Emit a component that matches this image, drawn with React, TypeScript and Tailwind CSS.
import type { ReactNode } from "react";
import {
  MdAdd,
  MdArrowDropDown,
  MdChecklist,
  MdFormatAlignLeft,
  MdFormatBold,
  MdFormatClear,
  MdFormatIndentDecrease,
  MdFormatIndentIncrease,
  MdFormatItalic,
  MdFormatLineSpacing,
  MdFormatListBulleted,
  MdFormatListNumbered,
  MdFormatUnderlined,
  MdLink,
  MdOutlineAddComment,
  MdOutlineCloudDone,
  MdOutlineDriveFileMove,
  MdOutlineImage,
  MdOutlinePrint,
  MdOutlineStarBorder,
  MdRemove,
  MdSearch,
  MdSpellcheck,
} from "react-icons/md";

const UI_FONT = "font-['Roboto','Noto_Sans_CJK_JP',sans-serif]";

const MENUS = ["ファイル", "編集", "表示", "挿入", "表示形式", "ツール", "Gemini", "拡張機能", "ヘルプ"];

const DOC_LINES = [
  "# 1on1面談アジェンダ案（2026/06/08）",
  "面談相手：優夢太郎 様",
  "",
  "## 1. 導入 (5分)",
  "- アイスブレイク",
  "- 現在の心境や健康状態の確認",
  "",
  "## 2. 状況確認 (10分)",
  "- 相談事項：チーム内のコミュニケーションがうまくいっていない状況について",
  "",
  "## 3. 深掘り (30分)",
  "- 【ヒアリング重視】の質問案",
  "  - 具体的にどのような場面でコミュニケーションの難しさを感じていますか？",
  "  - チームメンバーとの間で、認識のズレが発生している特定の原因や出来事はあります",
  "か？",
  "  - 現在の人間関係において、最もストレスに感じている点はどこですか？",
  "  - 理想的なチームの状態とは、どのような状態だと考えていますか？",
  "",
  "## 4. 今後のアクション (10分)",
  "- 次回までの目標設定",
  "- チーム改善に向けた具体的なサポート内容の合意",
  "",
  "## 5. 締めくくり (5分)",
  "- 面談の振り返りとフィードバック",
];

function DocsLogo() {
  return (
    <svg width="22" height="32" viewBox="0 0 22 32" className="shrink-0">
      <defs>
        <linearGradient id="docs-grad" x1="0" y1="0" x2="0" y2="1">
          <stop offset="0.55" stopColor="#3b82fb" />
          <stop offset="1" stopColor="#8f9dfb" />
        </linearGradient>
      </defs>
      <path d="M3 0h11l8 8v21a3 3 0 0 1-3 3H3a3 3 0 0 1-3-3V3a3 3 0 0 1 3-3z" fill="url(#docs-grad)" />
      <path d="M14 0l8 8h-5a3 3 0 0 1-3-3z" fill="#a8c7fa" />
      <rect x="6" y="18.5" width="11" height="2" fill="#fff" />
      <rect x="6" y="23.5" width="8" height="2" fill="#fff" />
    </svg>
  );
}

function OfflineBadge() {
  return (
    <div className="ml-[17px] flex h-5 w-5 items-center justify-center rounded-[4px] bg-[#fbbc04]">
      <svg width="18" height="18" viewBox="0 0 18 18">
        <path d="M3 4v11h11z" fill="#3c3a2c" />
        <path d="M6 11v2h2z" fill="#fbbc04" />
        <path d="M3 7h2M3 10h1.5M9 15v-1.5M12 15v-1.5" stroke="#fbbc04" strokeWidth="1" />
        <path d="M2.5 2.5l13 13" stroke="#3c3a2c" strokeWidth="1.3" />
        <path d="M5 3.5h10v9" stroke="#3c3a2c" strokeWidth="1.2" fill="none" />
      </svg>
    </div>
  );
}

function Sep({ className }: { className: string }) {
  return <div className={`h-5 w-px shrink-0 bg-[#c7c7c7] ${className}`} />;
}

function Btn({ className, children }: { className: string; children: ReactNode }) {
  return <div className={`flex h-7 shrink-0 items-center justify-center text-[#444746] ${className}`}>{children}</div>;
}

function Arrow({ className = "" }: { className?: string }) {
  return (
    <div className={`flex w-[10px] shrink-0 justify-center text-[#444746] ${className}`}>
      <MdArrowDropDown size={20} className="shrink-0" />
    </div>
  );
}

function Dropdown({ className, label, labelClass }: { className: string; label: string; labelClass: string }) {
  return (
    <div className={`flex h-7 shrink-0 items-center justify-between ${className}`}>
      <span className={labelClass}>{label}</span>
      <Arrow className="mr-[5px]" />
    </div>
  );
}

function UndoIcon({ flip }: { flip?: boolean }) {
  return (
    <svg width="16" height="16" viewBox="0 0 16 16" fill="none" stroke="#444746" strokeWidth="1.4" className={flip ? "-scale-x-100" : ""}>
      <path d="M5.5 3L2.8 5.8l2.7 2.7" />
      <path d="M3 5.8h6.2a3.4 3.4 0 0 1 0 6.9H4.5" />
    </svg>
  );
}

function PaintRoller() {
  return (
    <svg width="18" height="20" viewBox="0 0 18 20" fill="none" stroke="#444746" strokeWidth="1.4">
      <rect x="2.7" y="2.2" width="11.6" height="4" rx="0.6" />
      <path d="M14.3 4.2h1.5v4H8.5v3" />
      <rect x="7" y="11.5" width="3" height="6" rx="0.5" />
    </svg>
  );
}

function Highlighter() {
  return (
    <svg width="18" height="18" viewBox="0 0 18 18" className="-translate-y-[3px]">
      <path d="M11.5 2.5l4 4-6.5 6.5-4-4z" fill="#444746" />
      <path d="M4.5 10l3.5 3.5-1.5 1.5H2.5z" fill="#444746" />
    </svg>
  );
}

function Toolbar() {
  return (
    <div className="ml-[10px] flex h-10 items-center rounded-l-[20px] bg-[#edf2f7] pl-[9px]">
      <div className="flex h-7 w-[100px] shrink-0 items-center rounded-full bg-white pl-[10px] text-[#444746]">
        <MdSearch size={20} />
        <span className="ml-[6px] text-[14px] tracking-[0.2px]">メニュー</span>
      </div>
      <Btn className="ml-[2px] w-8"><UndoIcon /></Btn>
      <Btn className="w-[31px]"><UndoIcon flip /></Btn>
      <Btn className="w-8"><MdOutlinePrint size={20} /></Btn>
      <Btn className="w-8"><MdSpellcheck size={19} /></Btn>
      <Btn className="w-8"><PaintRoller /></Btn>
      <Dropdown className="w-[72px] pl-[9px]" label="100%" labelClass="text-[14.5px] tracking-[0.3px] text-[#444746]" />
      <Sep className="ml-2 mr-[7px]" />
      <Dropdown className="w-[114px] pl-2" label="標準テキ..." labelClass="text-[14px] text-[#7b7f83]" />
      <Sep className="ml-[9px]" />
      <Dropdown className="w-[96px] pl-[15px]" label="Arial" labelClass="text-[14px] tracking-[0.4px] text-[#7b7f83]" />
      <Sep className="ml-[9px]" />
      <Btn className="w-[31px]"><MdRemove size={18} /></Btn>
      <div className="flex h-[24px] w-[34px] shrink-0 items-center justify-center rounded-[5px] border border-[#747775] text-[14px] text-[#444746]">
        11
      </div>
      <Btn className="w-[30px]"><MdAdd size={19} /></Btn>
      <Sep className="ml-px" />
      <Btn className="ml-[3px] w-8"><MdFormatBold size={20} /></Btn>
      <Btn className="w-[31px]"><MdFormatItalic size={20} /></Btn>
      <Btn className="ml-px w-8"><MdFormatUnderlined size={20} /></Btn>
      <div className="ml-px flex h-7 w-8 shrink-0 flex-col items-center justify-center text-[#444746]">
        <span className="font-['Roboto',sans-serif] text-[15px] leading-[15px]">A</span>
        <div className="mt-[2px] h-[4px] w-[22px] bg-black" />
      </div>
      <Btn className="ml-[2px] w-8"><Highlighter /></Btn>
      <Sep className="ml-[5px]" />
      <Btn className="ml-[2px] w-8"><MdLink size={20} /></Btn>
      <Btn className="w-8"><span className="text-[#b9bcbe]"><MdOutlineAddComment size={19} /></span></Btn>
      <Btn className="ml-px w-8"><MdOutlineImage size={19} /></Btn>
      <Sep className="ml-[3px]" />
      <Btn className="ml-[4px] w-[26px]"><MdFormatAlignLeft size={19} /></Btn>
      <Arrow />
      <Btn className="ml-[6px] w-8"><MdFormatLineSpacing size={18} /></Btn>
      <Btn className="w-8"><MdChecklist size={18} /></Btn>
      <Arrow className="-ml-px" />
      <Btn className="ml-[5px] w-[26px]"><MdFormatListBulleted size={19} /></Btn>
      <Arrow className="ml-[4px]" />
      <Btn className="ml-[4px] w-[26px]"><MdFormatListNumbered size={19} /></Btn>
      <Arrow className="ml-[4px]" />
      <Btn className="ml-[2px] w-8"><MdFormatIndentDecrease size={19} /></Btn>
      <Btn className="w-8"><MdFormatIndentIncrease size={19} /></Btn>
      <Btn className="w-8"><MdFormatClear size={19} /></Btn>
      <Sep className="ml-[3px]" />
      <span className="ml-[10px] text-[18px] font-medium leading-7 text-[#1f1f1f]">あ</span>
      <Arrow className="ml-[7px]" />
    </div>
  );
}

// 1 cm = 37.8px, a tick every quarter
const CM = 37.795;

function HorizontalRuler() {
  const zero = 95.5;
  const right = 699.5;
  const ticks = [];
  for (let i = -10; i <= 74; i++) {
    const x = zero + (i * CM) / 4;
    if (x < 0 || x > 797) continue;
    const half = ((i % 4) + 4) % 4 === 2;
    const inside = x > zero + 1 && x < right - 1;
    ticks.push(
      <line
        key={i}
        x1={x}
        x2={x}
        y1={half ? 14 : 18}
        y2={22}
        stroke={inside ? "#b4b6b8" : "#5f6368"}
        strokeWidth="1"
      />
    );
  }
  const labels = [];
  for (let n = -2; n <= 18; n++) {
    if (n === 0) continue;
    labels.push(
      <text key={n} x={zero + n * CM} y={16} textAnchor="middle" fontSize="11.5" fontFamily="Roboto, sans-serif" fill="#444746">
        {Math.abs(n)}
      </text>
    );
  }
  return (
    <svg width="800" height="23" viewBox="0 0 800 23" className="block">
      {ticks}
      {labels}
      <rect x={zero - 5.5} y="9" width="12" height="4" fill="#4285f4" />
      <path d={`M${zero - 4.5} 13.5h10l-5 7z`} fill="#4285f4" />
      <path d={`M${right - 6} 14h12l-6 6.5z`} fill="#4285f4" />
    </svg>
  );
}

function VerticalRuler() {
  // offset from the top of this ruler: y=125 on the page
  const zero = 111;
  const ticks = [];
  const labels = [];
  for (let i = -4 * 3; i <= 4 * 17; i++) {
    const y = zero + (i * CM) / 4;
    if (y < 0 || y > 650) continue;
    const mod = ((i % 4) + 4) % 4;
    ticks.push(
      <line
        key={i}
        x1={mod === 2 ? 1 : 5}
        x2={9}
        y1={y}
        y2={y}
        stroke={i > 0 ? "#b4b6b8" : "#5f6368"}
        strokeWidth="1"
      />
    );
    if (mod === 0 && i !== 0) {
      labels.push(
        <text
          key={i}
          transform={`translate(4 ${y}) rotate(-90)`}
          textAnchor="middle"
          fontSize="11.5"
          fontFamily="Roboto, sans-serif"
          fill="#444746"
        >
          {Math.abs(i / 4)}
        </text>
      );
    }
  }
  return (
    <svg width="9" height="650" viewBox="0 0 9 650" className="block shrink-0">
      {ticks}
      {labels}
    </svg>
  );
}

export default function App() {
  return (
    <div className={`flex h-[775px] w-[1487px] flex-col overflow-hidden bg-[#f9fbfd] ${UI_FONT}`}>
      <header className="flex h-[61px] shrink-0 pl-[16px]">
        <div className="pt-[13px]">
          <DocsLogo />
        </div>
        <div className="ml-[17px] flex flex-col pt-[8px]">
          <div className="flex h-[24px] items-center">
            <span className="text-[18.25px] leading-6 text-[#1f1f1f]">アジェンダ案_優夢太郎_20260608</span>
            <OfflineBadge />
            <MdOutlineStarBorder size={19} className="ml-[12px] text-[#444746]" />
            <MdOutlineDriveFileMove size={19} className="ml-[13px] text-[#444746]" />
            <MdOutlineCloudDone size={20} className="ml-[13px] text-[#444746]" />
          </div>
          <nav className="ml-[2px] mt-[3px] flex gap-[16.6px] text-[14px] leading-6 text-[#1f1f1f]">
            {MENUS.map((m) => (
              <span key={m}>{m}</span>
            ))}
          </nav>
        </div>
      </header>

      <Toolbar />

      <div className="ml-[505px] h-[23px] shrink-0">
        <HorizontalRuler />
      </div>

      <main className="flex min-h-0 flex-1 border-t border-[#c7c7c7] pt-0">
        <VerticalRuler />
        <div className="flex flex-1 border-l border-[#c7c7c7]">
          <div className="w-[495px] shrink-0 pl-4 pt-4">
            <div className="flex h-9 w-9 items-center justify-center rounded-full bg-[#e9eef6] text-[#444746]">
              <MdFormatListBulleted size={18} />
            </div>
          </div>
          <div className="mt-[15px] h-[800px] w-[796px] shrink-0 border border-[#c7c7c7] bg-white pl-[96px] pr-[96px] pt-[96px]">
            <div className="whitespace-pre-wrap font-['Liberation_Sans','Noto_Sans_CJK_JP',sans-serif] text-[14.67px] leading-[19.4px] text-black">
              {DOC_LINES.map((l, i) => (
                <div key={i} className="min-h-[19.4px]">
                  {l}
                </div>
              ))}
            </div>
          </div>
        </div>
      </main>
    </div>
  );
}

Stated goal
State how many lines of the listing above hold the word "this", with nothing but the number.

Reply
2